Regardless, the moves 22 to 24 should be added to the score. The submitter most likely got the score and notes from Capablanca's book on the 1921 and 1927 matches (Dover edition p.19-20). That note is present, but moves 22 to 24 are part of the actual score.

In addition to ACB (and of course, the Capablanca book), other sources also give the complete game through 24 i.e. BCM and the Khalifman/Yudasin book on Capablanca (Vol 1) to name just two.

I'll submit a correction slip.

Premium Chessgames Member
  Sally Simpson: ***

"I had never seen this variation [10...d4] before and I therefore thought for a long time in order to make up my mind as to whether I should play Bxf6 or Ne4."

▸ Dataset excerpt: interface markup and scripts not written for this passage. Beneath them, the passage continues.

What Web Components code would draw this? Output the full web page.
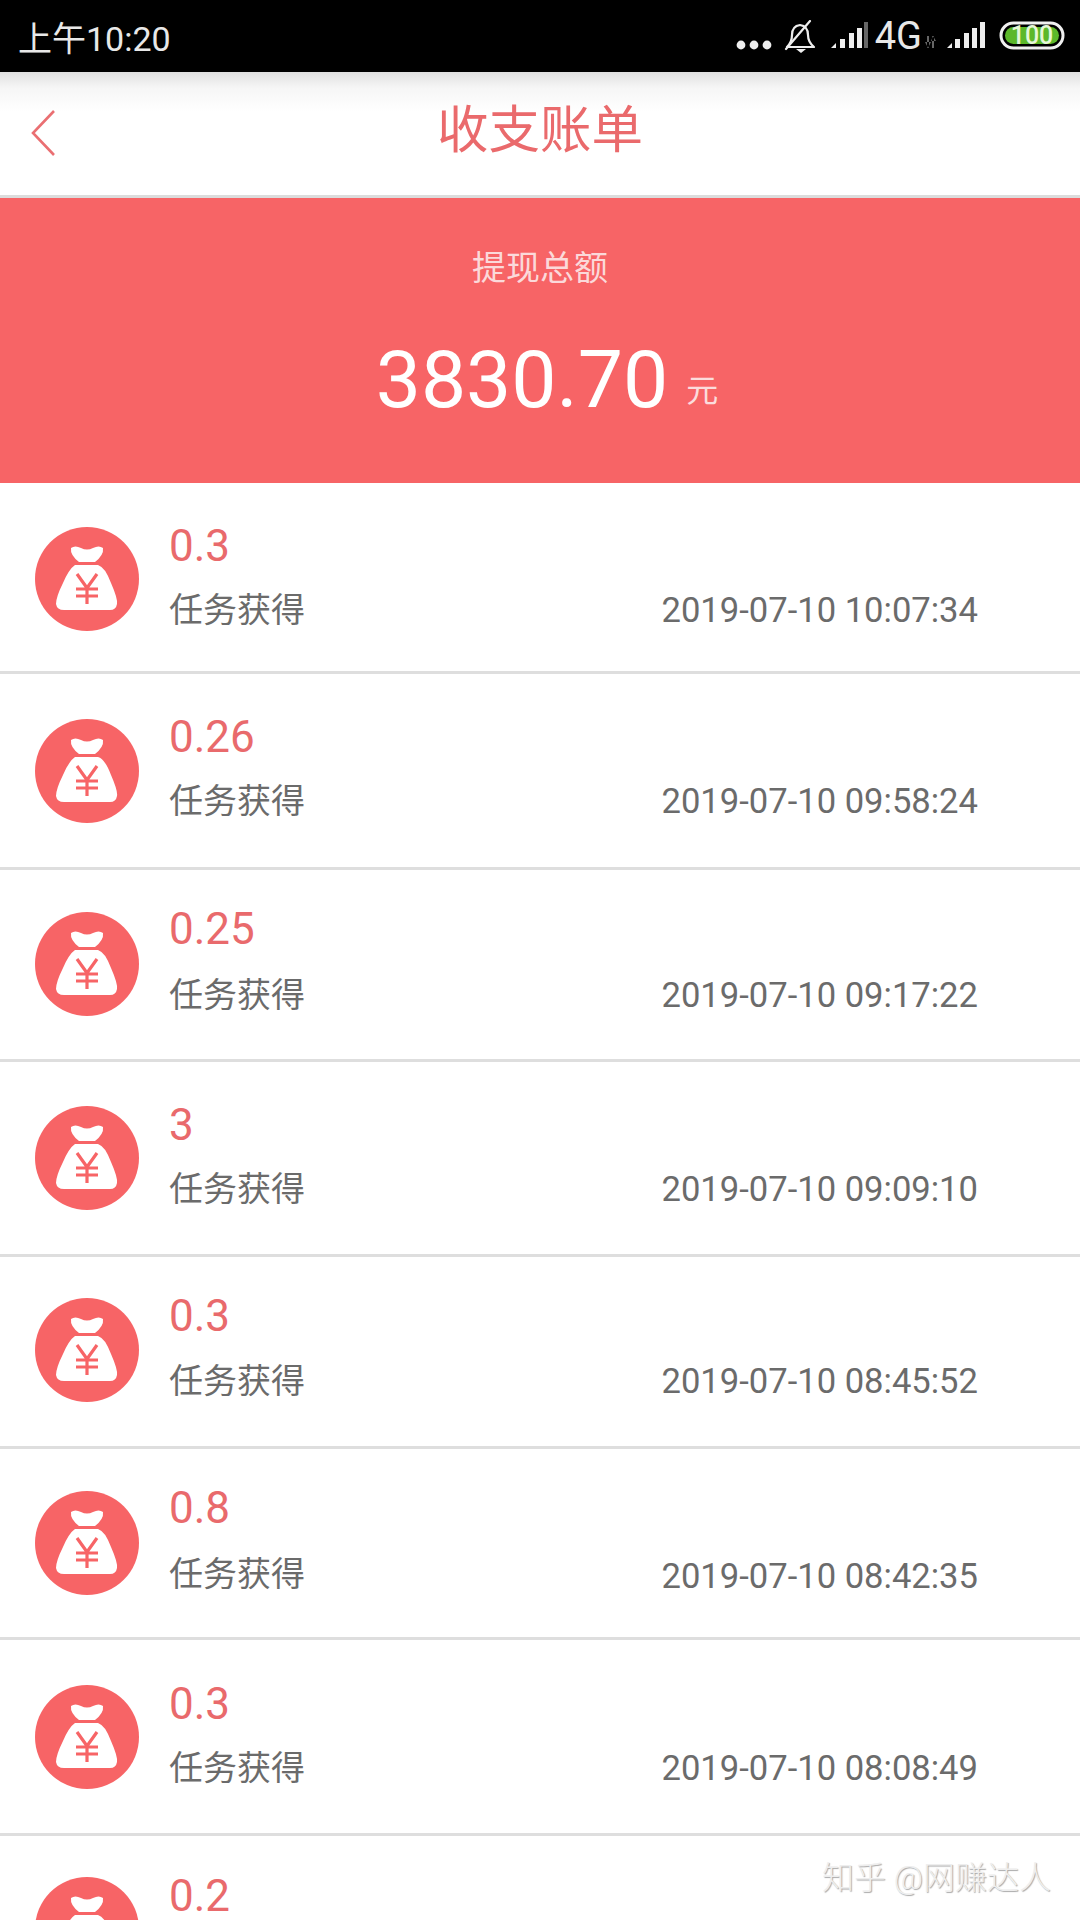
<!DOCTYPE html>
<html lang="zh"><head><meta charset="utf-8"><style>
html,body{margin:0;padding:0;background:#fff}
body{width:1080px;height:1920px;overflow:hidden;font-family:Roboto,"Noto Sans CJK SC",sans-serif;position:relative}
</style></head><body>
<status-bar></status-bar>
<nav-bar title="收支账单"></nav-bar>
<total-hero label="提现总额" amount="3830.70" unit="元"></total-hero>
<bill-list>
<bill-row h="191" ty="35" iy="44" mb="14" amount="0.3" time="2019-07-10 10:07:34"></bill-row>
<bill-row h="196" ty="35" iy="45" mb="14" amount="0.26" time="2019-07-10 09:58:24"></bill-row>
<bill-row h="192" ty="31" iy="42" mb="16" amount="0.25" time="2019-07-10 09:17:22"></bill-row>
<bill-row h="195" ty="35" iy="44" mb="14" amount="3" time="2019-07-10 09:09:10"></bill-row>
<bill-row h="192" ty="31" iy="41" mb="15" amount="0.3" time="2019-07-10 08:45:52"></bill-row>
<bill-row h="191" ty="31" iy="42" mb="16" amount="0.8" time="2019-07-10 08:42:35" tm="2"></bill-row>
<bill-row h="196" ty="36" iy="45" mb="14" amount="0.3" time="2019-07-10 08:08:49"></bill-row>
<bill-row h="84" ty="38" iy="41" mb="0" amount="0.2" cut></bill-row>
</bill-list>
<water-mark>知乎 @网赚达人</water-mark>
<script>
const CJK='Roboto,"Noto Sans CJK SC",sans-serif';
class StatusBar extends HTMLElement{constructor(){super();this.attachShadow({mode:'open'}).innerHTML=`<style>
:host{display:flex;align-items:center;height:72px;background:#000;color:#e8e8e8;font:34px ${CJK};padding:0 15px 0 18px;box-sizing:border-box}
.t{flex:1}
svg{display:block}
.g{font-size:38px;margin:0 3px 0 6px;line-height:1}
</style><span class="t">上午10:20</span>
<svg width="36" height="12" viewBox="0 0 36 12" style="margin-right:12px;margin-top:18px"><g fill="#eee"><circle cx="5" cy="6" r="4.4"/><circle cx="18" cy="6" r="4.4"/><circle cx="31" cy="6" r="4.4"/></g></svg>
<svg width="32" height="34" viewBox="0 0 32 34" style="margin-right:15px;margin-top:2px"><g fill="none" stroke="#eee" stroke-width="2.2" stroke-linejoin="round" stroke-linecap="round"><path d="M3 27 Q8 22 8 15 Q8 6 16 5 Q24 6 24 15 Q24 22 30 27 Z"/><path d="M2 29 L26 1"/></g><path d="M12 29 H22 L17 33 Z" fill="#eee"/></svg>
<svg width="38" height="28" viewBox="0 0 38 28" style="margin-top:-2px"><path d="M0 27 L5 22 V27Z" fill="#eee"/><g fill="#eee"><rect x="9" y="18" width="5" height="9"/><rect x="18" y="12" width="5" height="15"/><rect x="26" y="7" width="5" height="20"/></g><rect x="33" y="1" width="4" height="26" fill="#666"/></svg>
<span class="g">4G</span>
<svg width="11" height="12" viewBox="0 0 11 12" style="margin:12px 10px 0 0"><g fill="#666"><path d="M2 0h2v12h-2zM0 6h6L3 0z" transform="rotate(180 3 6)"/><path d="M7 0h2v12h-2zM6 5h5L8 0z"/></g></svg>
<svg width="40" height="28" viewBox="0 0 40 28" style="margin-right:13px;margin-top:-2px"><path d="M1 27 L6 22 V27Z" fill="#eee"/><g fill="#eee"><rect x="9" y="18" width="5" height="9"/><rect x="18" y="12" width="5" height="15"/><rect x="26" y="7" width="5" height="20"/><rect x="34" y="1" width="5" height="26"/></g></svg>
<svg width="66" height="30" viewBox="0 0 66 30"><rect x="2" y="2" width="62" height="25" rx="12.5" fill="#000" stroke="#f0f0f0" stroke-width="3"/><rect x="6" y="6" width="54" height="17" rx="8.5" fill="#5cb82a"/><text x="33" y="23" text-anchor="middle" font-family="Roboto" font-size="25" font-weight="500" fill="#e6f7d8">100</text></svg>`}}
class NavBar extends HTMLElement{constructor(){super();this.attachShadow({mode:'open'}).innerHTML=`<style>
:host{display:flex;align-items:center;justify-content:center;position:relative;height:126px;box-sizing:border-box;padding-bottom:16px;border-bottom:3px solid #dcdcdc;background:linear-gradient(#e0e0e0 0,#f6f6f6 16px,#fff 40px);color:#ea6a6c;font:51.500px ${CJK}}
svg{position:absolute;left:30px;top:36px}
</style><svg width="28" height="50" viewBox="0 0 28 50"><path d="M24 3 L3 25 L24 47" fill="none" stroke="#ea6f72" stroke-width="2.6"/></svg><span>${this.getAttribute('title')}</span>`}}
class TotalHero extends HTMLElement{constructor(){super();this.attachShadow({mode:'open'}).innerHTML=`<style>
:host{display:flex;flex-direction:column;align-items:center;height:285px;background:#f76466;color:#fff;box-sizing:border-box;padding-top:48px;font-family:${CJK}}
.l{font-size:34px;line-height:44px;color:#fbd9da}
.r{display:flex;align-items:flex-end;margin-top:43px;margin-left:14px;line-height:94px}
.a{font-size:80.500px}
.u{font-size:32px;line-height:40px;margin:0 0 16px 18px;color:#fbdcdc}
</style><div class="l">${this.getAttribute('label')}</div><div class="r"><span class="a">${this.getAttribute('amount')}</span><span class="u">${this.getAttribute('unit')}</span></div>`}}
class BillList extends HTMLElement{constructor(){super();this.attachShadow({mode:'open'}).innerHTML=`<style>:host{display:block}</style><slot></slot>`}}
class BillRow extends HTMLElement{constructor(){super();const cut=this.hasAttribute('cut');const t=this.getAttribute('time');this.attachShadow({mode:'open'}).innerHTML=`<style>
:host{display:flex;align-items:flex-start;box-sizing:border-box;height:${this.getAttribute('h')}px;${cut?'':'border-bottom:3px solid #dedede;'}padding:0 102px 0 35px;font-family:${CJK};background:#fff}
svg{flex:none;display:block;margin-top:${this.getAttribute('iy')}px}
.m{flex:1;margin-left:30px;margin-top:${this.getAttribute('ty')}px}
.a{font-size:44px;line-height:${cut?44:56}px;color:#e96a6c;margin-bottom:${this.getAttribute('mb')}px}
.b{display:flex;justify-content:space-between;font-size:34px;line-height:44px;color:#6b6b6b}
.b .tm{font-size:34.600px;margin-top:${this.getAttribute('tm')||0}px}
</style><svg width="104" height="${cut?43:104}" viewBox="0 0 104 ${cut?43:104}"><circle cx="52" cy="52" r="52" fill="#f76466"/><path fill="#fff" d="M36 21Q40 18 46 21Q52 24 58 21Q64 18 68 21Q69 28 60 35H44Q35 28 36 21Z"/><path fill="#fff" d="M40 38H63Q70 40 76 56Q83 72 82 77Q81 83 75 83H29Q22 83 21 77Q21 70 28 56Q34 42 40 38Z"/><path d="M42 47L52 61L62 47M52 61V77M41 62H63M41 69H63" fill="none" stroke="#f76466" stroke-width="3.200"/></svg>
<div class="m"><div class="a">${this.getAttribute('amount')}</div>${cut?'':`<div class="b"><span>任务获得</span><span class="tm">${t}</span></div>`}</div>`}}
class WaterMark extends HTMLElement{constructor(){super();this.attachShadow({mode:'open'}).innerHTML=`<style>
:host{position:absolute;left:822px;top:1852px;font:300 32px ${CJK};color:#eeeeee;text-shadow:1px 1px 1px #a8a8a8;white-space:nowrap}
</style><slot></slot>`}}
customElements.define('status-bar',StatusBar);
customElements.define('nav-bar',NavBar);
customElements.define('total-hero',TotalHero);
customElements.define('bill-list',BillList);
customElements.define('bill-row',BillRow);
customElements.define('water-mark',WaterMark);
</script></body></html>
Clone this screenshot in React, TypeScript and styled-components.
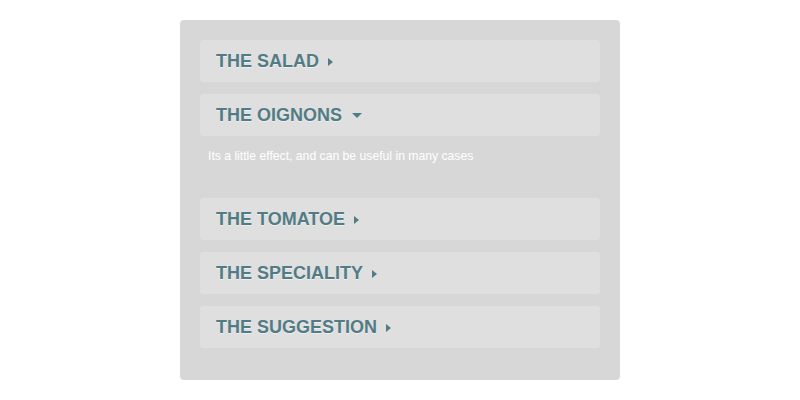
import styled, { createGlobalStyle } from "styled-components";

const Global = createGlobalStyle`
    body {
        margin: 0;
        background: #ffffff;
        font-family: "Liberation Sans", Arial, sans-serif;
    }
`

const items = [
    { title: "THE SALAD", open: false },
    { title: "THE OIGNONS", open: true, text: "Its a little effect, and can be useful in many cases" },
    { title: "THE TOMATOE", open: false },
    { title: "THE SPECIALITY", open: false },
    { title: "THE SUGGESTION", open: false },
]

function App() {
    return (
        <>
            <Global />
            <Page>
                <Accordion>
                    {items.map((item) => (
                        <Section key={item.title}>
                            <Header>
                                <Title>{item.title}</Title>
                                <Caret $open={item.open} />
                            </Header>
                            {item.open && <Content>{item.text}</Content>}
                        </Section>
                    ))}
                </Accordion>
            </Page>
        </>
    )
}

const Page = styled.div`
    display: flex;
    justify-content: center;
    padding-top: 20px;
`

const Accordion = styled.div`
    width: 400px;
    padding: 20px;
    background-color: #d7d7d7;
    border-radius: 4px;
    display: flex;
    flex-direction: column;
`

const Section = styled.div`
    margin-bottom: 12px;
`

const Header = styled.div`
    display: flex;
    align-items: center;
    height: 42px;
    padding-left: 16px;
    background-color: #dfdfdf;
    border-radius: 3px;
`

const Title = styled.span`
    font-size: 18px;
    font-weight: bold;
    color: #527b85;
    text-shadow: 0 1px 0 rgba(255, 255, 255, 0.5);
`

const Caret = styled.span<{ $open: boolean }>`
    width: 0;
    height: 0;
    ${(p) => p.$open
        ? `margin-left: 10px;
           border-left: 5px solid transparent;
           border-right: 5px solid transparent;
           border-top: 5px solid #527b85;`
        : `margin-left: 9px;
           margin-top: 2px;
           border-top: 4.5px solid transparent;
           border-bottom: 4.5px solid transparent;
           border-left: 5px solid #527b85;`}
`

const Content = styled.p`
    margin: 0;
    padding: 13px 8px 22px;
    font-size: 12.2px;
    line-height: 15px;
    color: #ffffff;
`

export default App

Capablanca did have this (Black to play)

click for larger view

As White in Capablanca vs Olland, 1919 which Lasker may have known about and 10...d4 was Lasker prep. (there is also another simul game with Capa as White but I'd doubt Lasker saw that.)

However if it all depends if Lasker saw the correct score in the Olland game. See Capablanca vs Olland, 1919 (kibitz #2)


Premium Chessgames Member
  offramp: After 9 games Capablanca was winning +1 =8. In this match the winning post was 12.5 points, out of 24.

Lasker had played fairly well, so far. He could have drawn game 5 at move 45.

When the match started Lasker had done <no> preparation. As the match carried on, perhaps the great Lasker may have had an optimistic feeling about the match.

The great Cuban had serious problems. The match had lasted 3 weeks so far. Capablanca had won <ONE> game, and that was a lucky win. Then there had been 8 short draws.
The press and the sponsors and the <public> were getting annoyed.